Comparative analysis of damage modes of CFRP/PU foam tested at different span lengths a 127 mm, b 152.4 mm, c 203.2 mm and d 228.6 mm

5 Conclusions

The flexural response of sandwich beams with artificial core–facesheet debond located at one end of the beam is investigated in the present research. A comparative analysis is carried out to study the effect of using CFRP and Eglass prepregs as face sheet material on such sandwich beams. Effects of loading conditions and span length were also studied by conducting both three- and four-point flexural tests. Slightly higher stiffness and peak load level were observed for the sandwich beam having woven CFRP facesheets as compared to the sandwich beam having cross ply GFRP facesheets. GFRP/PU foam sandwich beam showed higher ductile behavior prior to progressive failure of the sandwich beam.
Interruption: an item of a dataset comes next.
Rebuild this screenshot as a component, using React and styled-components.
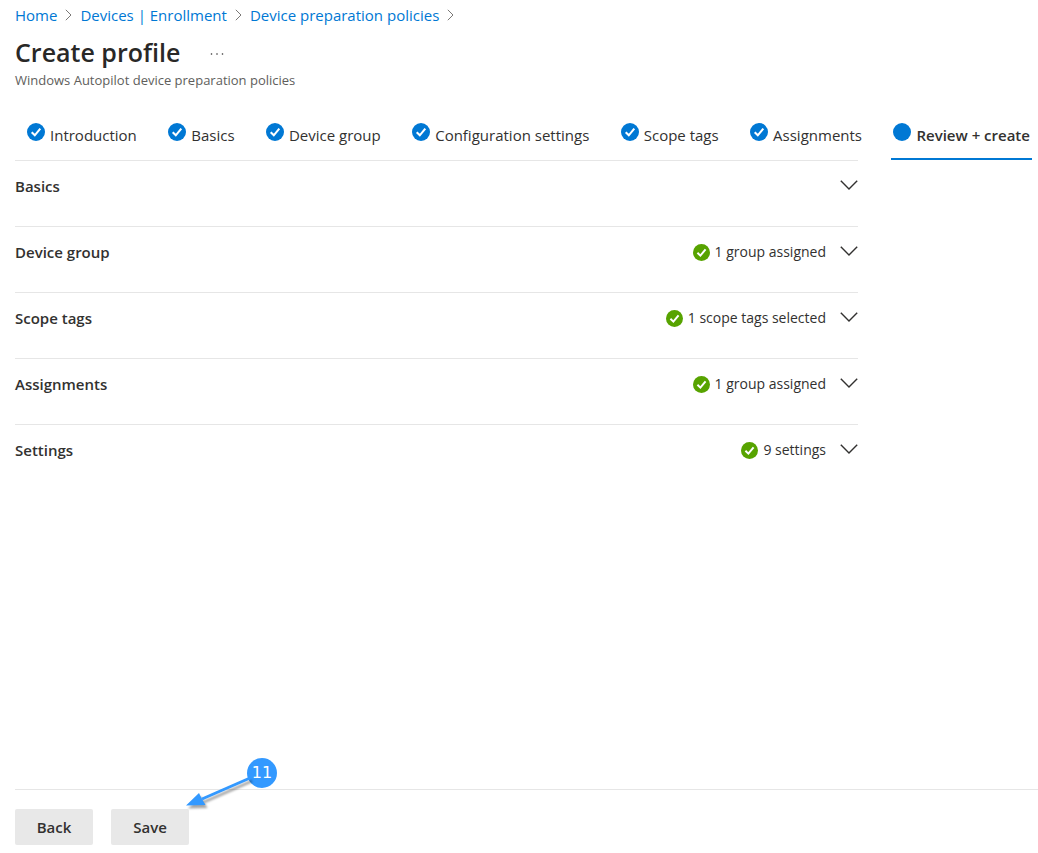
import { useState } from 'react';
import styled, { createGlobalStyle } from 'styled-components';

const crumbs = ['Home', 'Devices | Enrollment', 'Device preparation policies']

const steps = [
    'Introduction',
    'Basics',
    'Device group',
    'Configuration settings',
    'Scope tags',
    'Assignments',
    'Review + create',
]

const summary = [
    { title: 'Basics' },
    { title: 'Device group', status: '1 group assigned' },
    { title: 'Scope tags', status: '1 scope tags selected' },
    { title: 'Assignments', status: '1 group assigned' },
    { title: 'Settings', status: '9 settings' },
]

const CheckCircle = ({ color, size, checked = true }) => (
    <Icon width={size} height={size} viewBox="0 0 18 18" aria-hidden="true">
        <circle cx="9" cy="9" r="9" fill={color} />
        {checked && <path d="M4.7 9.3 L7.8 12.3 L13.3 5.6" fill="none" stroke="#fff" strokeWidth="2.1" />}
    </Icon>
)

const App = () => {
    const [step, setStep] = useState(steps.length - 1)
    const [opened, setOpened] = useState('')

    const toggle = (title) => {
        setOpened(opened === title ? '' : title)
    }

    return (
        <Page>
            <GlobalStyle />
            <Breadcrumb aria-label="Breadcrumb">
                {crumbs.map((crumb) => (
                    <Crumb key={crumb}>
                        <CrumbLink href="#">{crumb}</CrumbLink>
                        <Icon width="7" height="12" viewBox="0 0 7 12" aria-hidden="true">
                            <path d="M0.8 0.8 L6 6 L0.8 11.2" fill="none" stroke="#7a7876" />
                        </Icon>
                    </Crumb>
                ))}
            </Breadcrumb>
            <Header>
                <Title>Create profile</Title>
                <MoreButton type="button" aria-label="More">
                    <Icon width="14" height="4" viewBox="0 0 14 4" aria-hidden="true">
                        <circle cx="1.5" cy="2" r="0.8" fill="#323130" />
                        <circle cx="7" cy="2" r="0.8" fill="#323130" />
                        <circle cx="12.5" cy="2" r="0.8" fill="#323130" />
                    </Icon>
                </MoreButton>
            </Header>
            <Subtitle>Windows Autopilot device preparation policies</Subtitle>

            <Steps>
                {steps.map((name, index) => (
                    <Step key={name} type="button" $active={index === step} onClick={() => setStep(index)}>
                        <CheckCircle color="#0078d4" size="18" checked={index !== step} />
                        <StepName>{name}</StepName>
                    </Step>
                ))}
            </Steps>

            <Summary>
                {summary.map(({ title, status }) => (
                    <Row key={title}>
                        <RowTitle>{title}</RowTitle>
                        {status && (
                            <Status>
                                <CheckCircle color="#57a300" size="17" />
                                {status}
                            </Status>
                        )}
                        <Toggle
                            type="button"
                            aria-label={title}
                            aria-expanded={opened === title}
                            onClick={() => toggle(title)}
                        >
                            <Icon width="18" height="10" viewBox="0 0 18 10" aria-hidden="true">
                                <path d="M0.8 0.8 L9 9 L17.2 0.8" fill="none" stroke="#323130" strokeWidth="1.4" />
                            </Icon>
                        </Toggle>
                    </Row>
                ))}
            </Summary>

            <Footer>
                <Button type="button">Back</Button>
                <Button type="button">Save</Button>
                <Callout>
                    <Arrow width="72" height="40" viewBox="0 0 72 40" aria-hidden="true">
                        <path d="M64 4 L16 25" stroke="#3399ff" strokeWidth="3" />
                        <path d="M0 31.5 L13 19 L16 25 L19.500 31 Z" fill="#3399ff" />
                    </Arrow>
                    <Badge>11</Badge>
                </Callout>
            </Footer>
        </Page>
    );
};

export default App;

const GlobalStyle = createGlobalStyle`
  * {
    box-sizing: border-box;
  }
  body {
    margin: 0;
    background: #fff;
    color: #323130;
    font-family: "Open Sans", "Noto Sans", sans-serif;
    font-size: 15px;
    line-height: 20px;
  }
  button {
    border: none;
    color: inherit;
    font: inherit;
    cursor: pointer;
  }
`
const Page = styled.div`
  display: flex;
  flex-direction: column;
  min-height: 100vh;
  padding: 5px 0 0 15px;
`
const Icon = styled.svg`
  display: block;
  flex-shrink: 0;
`
const Breadcrumb = styled.nav`
  display: flex;
  gap: 8px;
`
const Crumb = styled.span`
  display: flex;
  align-items: center;
  gap: 8px;
`
const CrumbLink = styled.a`
  color: #0078d4;
  text-decoration: none;
  &:hover {
    text-decoration: underline;
  }
`
const Header = styled.header`
  display: flex;
  align-items: center;
  gap: 26px;
  margin-top: 10px;
`
const Title = styled.h1`
  margin: 0;
  color: #292827;
  font-size: 25px;
  font-weight: 600;
  line-height: 34px;
`
const MoreButton = styled.button`
  padding: 8px 4px 4px;
  background: none;
`
const Subtitle = styled.p`
  margin: 1px 0 0;
  color: #605e5c;
  font-size: 13px;
`
const Steps = styled.nav`
  display: flex;
  justify-content: space-between;
  margin: 30px 6px 0 10px;
`
const Step = styled.button`
  display: flex;
  gap: 5px;
  height: 40px;
  padding: 3px 2px 0;
  background: none;
  font-weight: ${(props) => (props.$active ? 600 : 400)};
  border-bottom: 2px solid ${(props) => (props.$active ? '#0078d4' : 'transparent')};
  white-space: nowrap;
`
const StepName = styled.span`
  padding-top: 2px;
`
const Summary = styled.main`
  flex: 1;
  margin-right: 180px;
`
const Row = styled.section`
  display: flex;
  align-items: flex-start;
  min-height: 66px;
  padding-top: 15px;
  border-top: 1px solid #e6e6e6;
`
const RowTitle = styled.h2`
  flex: 1;
  margin: 0;
  font-size: 15px;
  font-weight: 600;
`
const Status = styled.span`
  display: flex;
  align-items: center;
  gap: 5px;
  font-size: 14px;
`
const Toggle = styled.button`
  margin-left: 14px;
  padding: 4px 0;
  background: none;
`
const Footer = styled.footer`
  position: relative;
  display: flex;
  gap: 18px;
  padding: 19px 0 8px;
  border-top: 1px solid #e6e6e6;
`
const Button = styled.button`
  width: 78px;
  height: 36px;
  background: #e8e8e8;
  border-radius: 2px;
  font-weight: 600;
  &:hover {
    background: #dcdcdc;
  }
`
const Callout = styled.div`
  position: absolute;
  top: -32px;
  left: 171px;
  display: flex;
`
const Arrow = styled.svg`
  margin-top: 16px;
  overflow: visible;
  filter: drop-shadow(2px 3px 1px rgba(0, 0, 0, 0.35));
`
const Badge = styled.span`
  width: 30px;
  height: 30px;
  margin-left: -11px;
  border-radius: 50%;
  background: #3399ff;
  color: #fff;
  font-family: "DejaVu Sans", sans-serif;
  font-size: 16px;
  line-height: 30px;
  text-align: center;
`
A similar pattern was observed in the force–displacement characteristics of GFRP/PU sandwich beams for both loading conditions; however, the four-point loading conditions resulted in higher stiffness and peak load levels because the maximum axial fiber stress is uniformly distributed between the loading noses in this type of loading condition whereas, in the three-point loading condition, the maximum axial fiber stress is located immediately under the loading nose.